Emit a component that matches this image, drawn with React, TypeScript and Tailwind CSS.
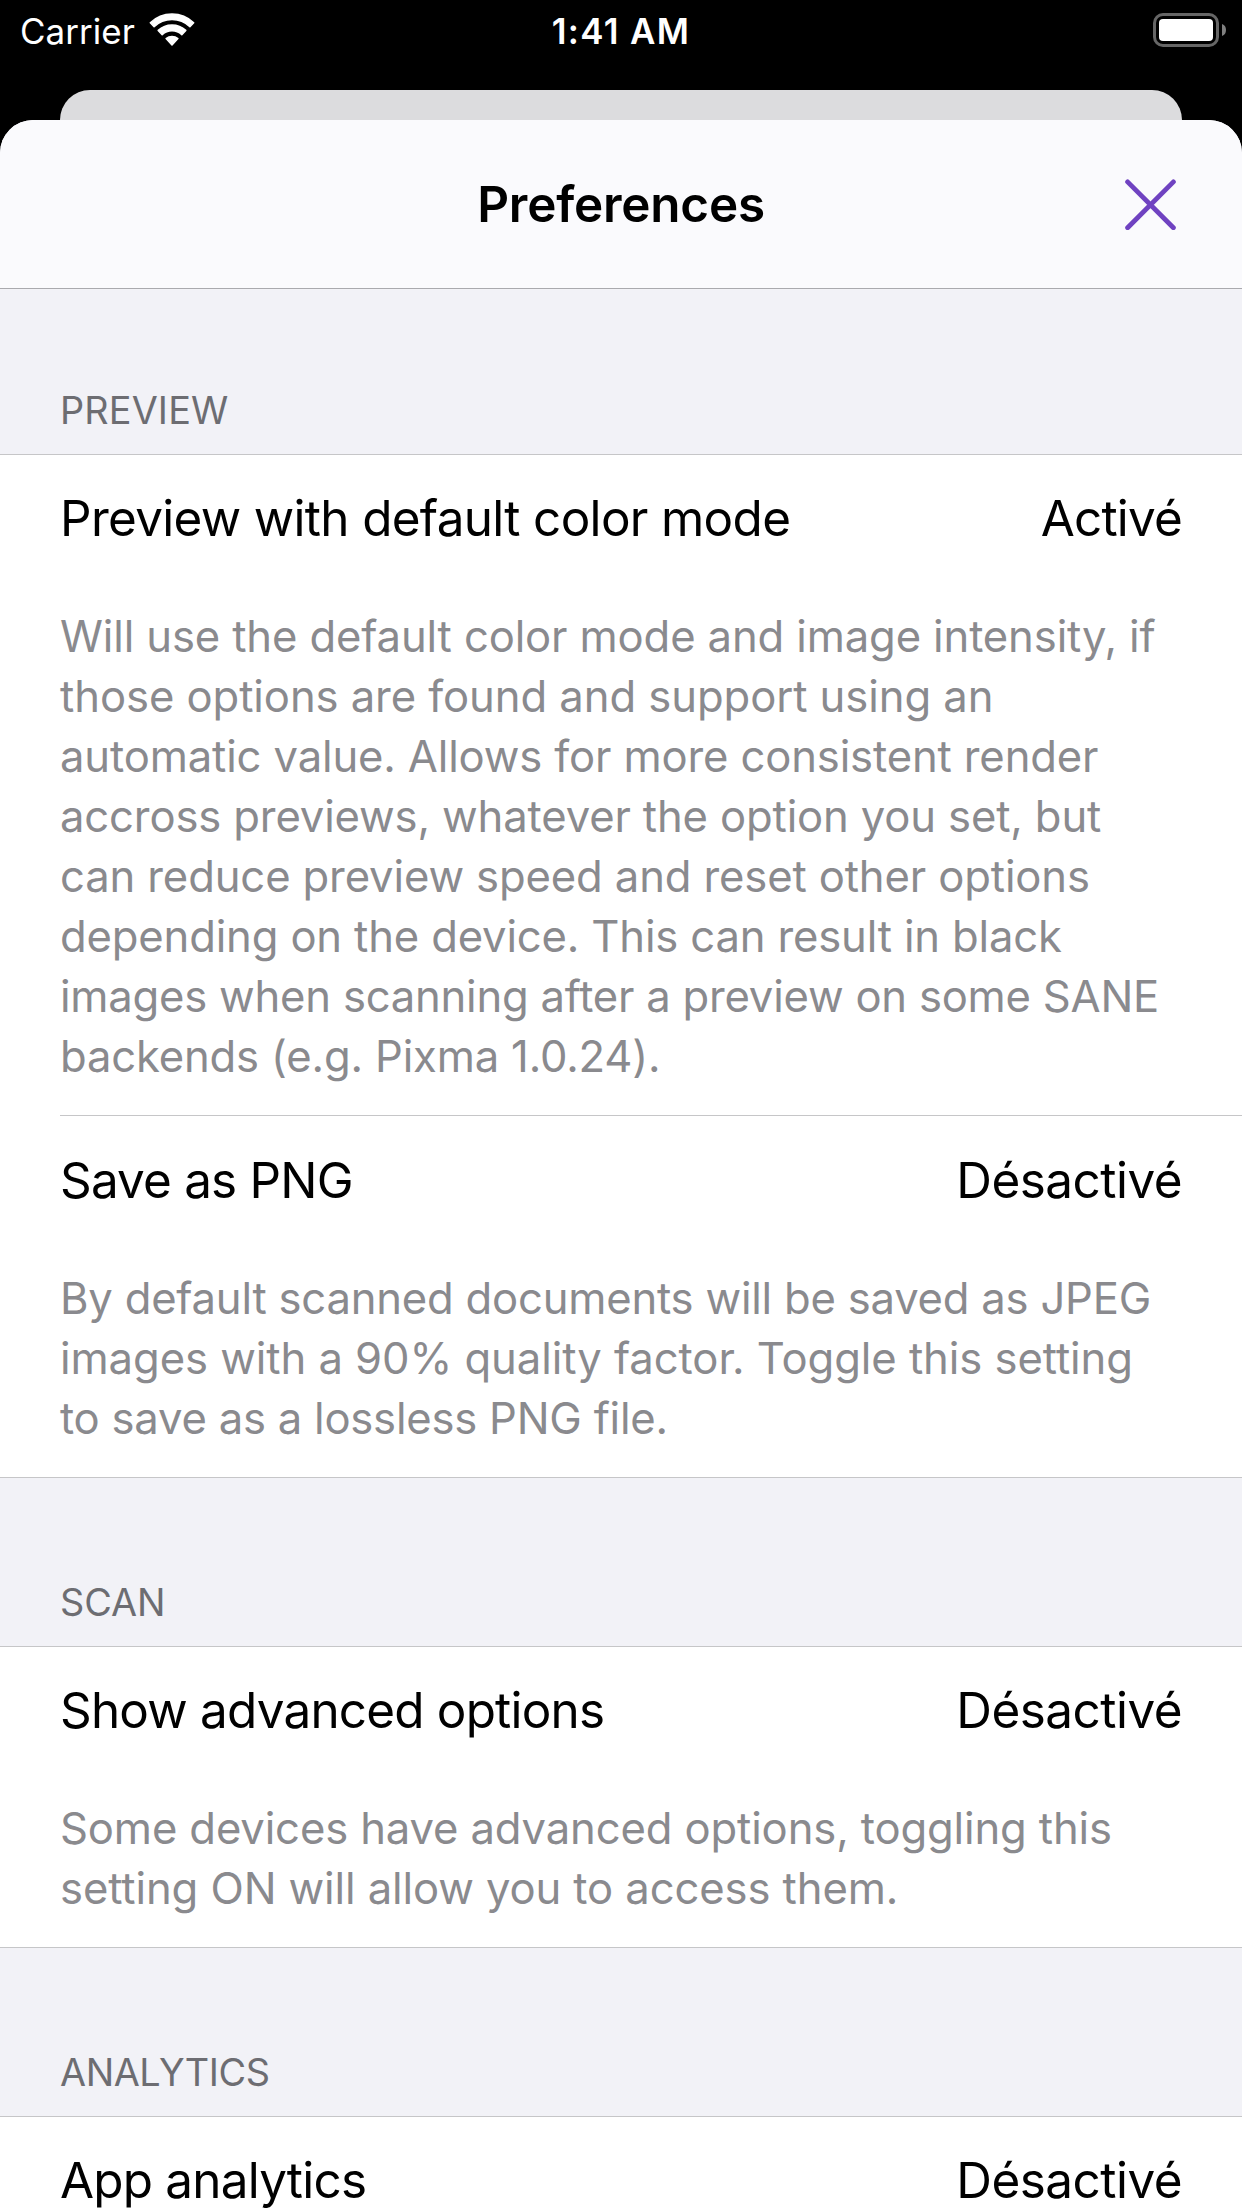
type Line = { text: string; tracking: string };
type Setting = {
  title: string;
  titleTracking: string;
  value: "Activé" | "Désactivé";
  lines: Line[];
};
type Group = { name: string; nameTracking: string; settings: Setting[] };

const groups: Group[] = [
  {
    name: "PREVIEW",
    nameTracking: "tracking-[0.15px]",
    settings: [
      {
        title: "Preview with default color mode",
        titleTracking: "tracking-[-0.66px]",
        value: "Activé",
        lines: [
          { text: "Will use the default color mode and image intensity, if", tracking: "tracking-[-0.13px]" },
          { text: "those options are found and support using an", tracking: "tracking-[-0.07px]" },
          { text: "automatic value. Allows for more consistent render", tracking: "tracking-[-0.14px]" },
          { text: "accross previews, whatever the option you set, but", tracking: "tracking-[-0.14px]" },
          { text: "can reduce preview speed and reset other options", tracking: "tracking-[-0.13px]" },
          { text: "depending on the device. This can result in black", tracking: "tracking-[-0.16px]" },
          { text: "images when scanning after a preview on some SANE", tracking: "tracking-[-0.22px]" },
          { text: "backends (e.g. Pixma 1.0.24).", tracking: "tracking-[-0.17px]" },
        ],
      },
      {
        title: "Save as PNG",
        titleTracking: "tracking-[-0.8px]",
        value: "Désactivé",
        lines: [
          { text: "By default scanned documents will be saved as JPEG", tracking: "tracking-[-0.21px]" },
          { text: "images with a 90% quality factor. Toggle this setting", tracking: "tracking-[-0.06px]" },
          { text: "to save as a lossless PNG file.", tracking: "tracking-[-0.22px]" },
        ],
      },
    ],
  },
  {
    name: "SCAN",
    nameTracking: "tracking-[-0.05px]",
    settings: [
      {
        title: "Show advanced options",
        titleTracking: "tracking-[-0.78px]",
        value: "Désactivé",
        lines: [
          { text: "Some devices have advanced options, toggling this", tracking: "tracking-[-0.13px]" },
          { text: "setting ON will allow you to access them.", tracking: "tracking-[-0.1px]" },
        ],
      },
    ],
  },
  {
    name: "ANALYTICS",
    nameTracking: "tracking-[-0.45px]",
    settings: [
      { title: "App analytics", titleTracking: "tracking-[-0.77px]", value: "Désactivé", lines: [] },
    ],
  },
];

function WifiIcon() {
  return (
    <svg width="46" height="34" viewBox="0 0 46 34" fill="white" stroke="white" strokeWidth="1.5" strokeLinejoin="round">
      <path d="M1.3 9.8A31.2 31.2 0 0 1 44.7 9.8L40.9 13.7A25.8 25.8 0 0 0 5.1 13.7Z" />
      <path d="M9.2 17.4A20.3 20.3 0 0 1 36.8 17.4L32.8 21.7A14.3 14.3 0 0 0 13.2 21.7Z" />
      <path d="M17.1 25.6A9 9 0 0 1 28.9 25.6L23 32Z" />
    </svg>
  );
}

function BatteryIcon() {
  return (
    <svg width="73" height="34" viewBox="0 0 73 34">
      <rect x="1.5" y="1.5" width="63" height="31" rx="8.5" fill="none" stroke="#666" strokeWidth="3" />
      <rect x="6" y="6" width="54" height="22" rx="4" fill="white" />
      <path d="M69 11C71.8 12 73 14.3 73 17S71.8 22 69 23Z" fill="#7f7f7f" />
    </svg>
  );
}

function StatusBar() {
  return (
    <div className="grid h-[90px] grid-cols-3 pt-[9px] pr-4 pl-4 text-[34.9px] leading-[44px] text-white">
      <div className="flex items-start pl-1">
        <span className="tracking-[0.08px]">Carrier</span>
        <span className="mt-1 ml-[14px]">
          <WifiIcon />
        </span>
      </div>
      <div className="text-center font-semibold tracking-[1.34px]">1:41 AM</div>
      <div className="mt-1 flex justify-end">
        <BatteryIcon />
      </div>
    </div>
  );
}

function SettingRow({ setting, first }: { setting: Setting; first: boolean }) {
  return (
    <div className={first ? "pt-[33px] pb-[28px]" : "ml-[60px] border-t border-[#c6c6c8] pt-[34px] pb-[28px]"}>
      <div className={first ? "px-[60px]" : "pr-[60px]"}>
        <div className="flex justify-between text-[49.4px] leading-[60px] whitespace-nowrap text-black">
          <span className={setting.titleTracking}>{setting.title}</span>
          <span className={setting.value === "Activé" ? "tracking-[-0.8px]" : "tracking-[-0.5px]"}>{setting.value}</span>
        </div>
        <p className="mt-[59px] text-[43.6px] leading-[60px] whitespace-nowrap text-[#8a8a8e]">
          {setting.lines.map((line) => (
            <span key={line.text} className={`block ${line.tracking}`}>
              {line.text}{" "}
            </span>
          ))}
        </p>
      </div>
    </div>
  );
}

export default function App() {
  return (
    <div className="h-[2208px] w-[1242px] overflow-hidden bg-black font-['Inter','Liberation_Sans',sans-serif]">
      <StatusBar />
      <div className="mx-[60px] h-[30px] rounded-t-[30px] bg-[#dcdcde]" />
      <div className="overflow-hidden rounded-t-[33px] bg-[#f2f2f7]">
        <header className="grid h-[169px] grid-cols-[1fr_auto_1fr] items-center border-b border-[#a9a9ae] bg-[#fafafd]">
          <h1 className="col-start-2 text-[49.4px] leading-[60px] font-semibold tracking-[-0.2px] text-black">
            Preferences
          </h1>
          <button aria-label="Close" className="mr-[66px] justify-self-end">
            <svg width="51" height="51" viewBox="0 0 51 51" stroke="#6f42c1" strokeWidth="4.8" strokeLinecap="round">
              <path d="M2.6 2.9L48.4 48.7M48.4 2.9L2.6 48.7" />
            </svg>
          </button>
        </header>
        {groups.map((group, i) => (
          <section key={group.name}>
            <div className={`flex items-end pb-[21px] pl-[60px] ${i === 0 ? "h-[165px]" : "h-[168px]"}`}>
              <h2 className={`text-[37.8px] leading-[46px] text-[#6d6d72] ${group.nameTracking}`}>{group.name}</h2>
            </div>
            <div className="border-y border-[#c6c6c8] bg-white">
              {group.settings.map((setting, j) => (
                <SettingRow key={setting.title} setting={setting} first={j === 0} />
              ))}
            </div>
          </section>
        ))}
      </div>
    </div>
  );
}
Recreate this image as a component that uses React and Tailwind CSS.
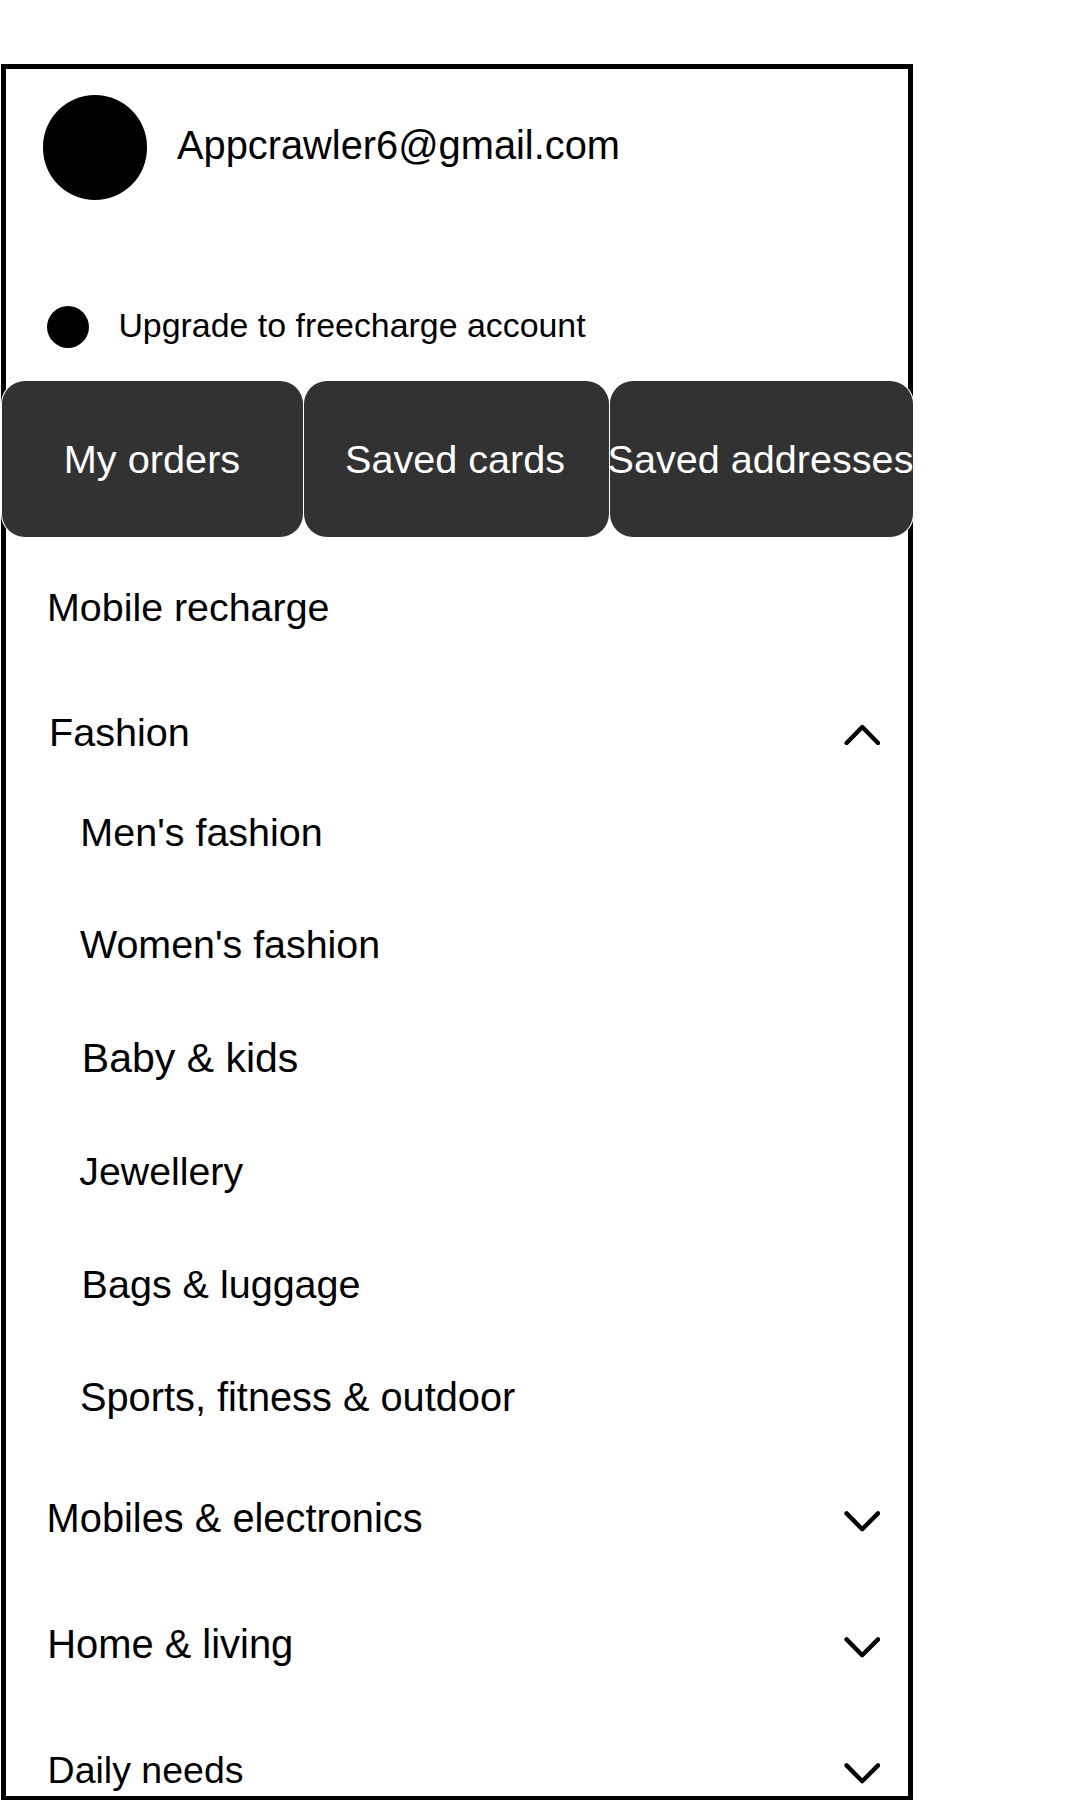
import React from "react";

function Chevron({ up }) {
  return (
    <svg
      width="36"
      height="21"
      viewBox="0 0 36 21"
      fill="none"
      stroke="black"
      strokeWidth="4.4"
      strokeLinecap="round"
      strokeLinejoin="round"
      className={up ? "mt-[12px] shrink-0" : "mt-[13px] shrink-0"}
    >
      <path d={up ? "M2.6 19L18.3 3L34 19" : "M2.6 2.4L18.2 18.2L34 2.4"} />
    </svg>
  );
}

const actions = [
  { label: "My orders", className: "w-[301px] pr-px text-[39.7px]" },
  { label: "Saved cards", className: "w-[305px] pr-[3px] text-[39.6px]" },
  { label: "Saved addresses", className: "w-[303px] pr-[2px] text-[39.6px]" },
];

const rows = [
  { label: "Mobile recharge", className: "mt-[50px] pl-[41px] text-[39.4px]" },
  { label: "Fashion", className: "mt-[85px] pl-[43px] text-[39.6px]", chevron: "up" },
  { label: "Men's fashion", className: "mt-[60px] pl-[74.3px] text-[39.5px]" },
  { label: "Women's fashion", className: "mt-[72px] pl-[74px] text-[39.4px]" },
  { label: "Baby & kids", className: "mt-[74px] pl-[75.8px] text-[41px]" },
  { label: "Jewellery", className: "mt-[73px] pl-[73.3px] text-[39.3px]" },
  { label: "Bags & luggage", className: "mt-[73px] pl-[75.6px] text-[39.5px]" },
  { label: "Sports, fitness & outdoor", className: "mt-[73px] pl-[74px] text-[39.75px]" },
  { label: "Mobiles & electronics", className: "mt-[81px] pl-[40.6px] text-[39.8px]", chevron: "down" },
  { label: "Home & living", className: "mt-[86px] pl-[41.2px] text-[39.9px]", chevron: "down" },
  { label: "Daily needs", className: "mt-[86px] pl-[41.6px] text-[37.5px]", chevron: "down" },
];

export default function App() {
  return (
    <div className="h-[1800px] w-[1080px] overflow-hidden bg-white pt-[64px] pl-px font-['Liberation_Sans',Arial,sans-serif] whitespace-nowrap text-black">
      <aside className="h-[1736px] w-[912px] border-[5px] border-b-4 border-black pt-[26px]">
        <header className="flex h-[105px] items-start pl-[37px]">
          <div className="h-[105px] w-[104px] rounded-full bg-black" />
          <div className="mt-[30px] ml-[30px] text-[39.8px] leading-[40px]">Appcrawler6@gmail.com</div>
        </header>

        <div className="mt-[104px] flex h-[44px] items-start pl-[41px]">
          <div className="mt-[2px] size-[42px] rounded-full bg-black" />
          <div className="mt-px ml-[29.4px] text-[33.9px] leading-[40px]">Upgrade to freecharge account</div>
        </div>

        <div className="-mr-[5px] -ml-[4px] mt-[33px] flex gap-px">
          {actions.map((a) => (
            <button
              key={a.label}
              className={`relative flex h-[156px] shrink-0 items-center justify-center rounded-[23px] bg-[#323232] leading-[40px] text-white ring-1 ring-white ${a.className}`}
            >
              {a.label}
            </button>
          ))}
        </div>

        <nav>
          {rows.map((r) => (
            <div
              key={r.label}
              className={`flex h-[40px] items-start justify-between pr-[28px] leading-[40px] ${r.className}`}
            >
              <span>{r.label}</span>
              {r.chevron && <Chevron up={r.chevron === "up"} />}
            </div>
          ))}
        </nav>
      </aside>
    </div>
  );
}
.....
Problem details
State how many lines above contain the string "Tailwind", with no other words.

Final answer
2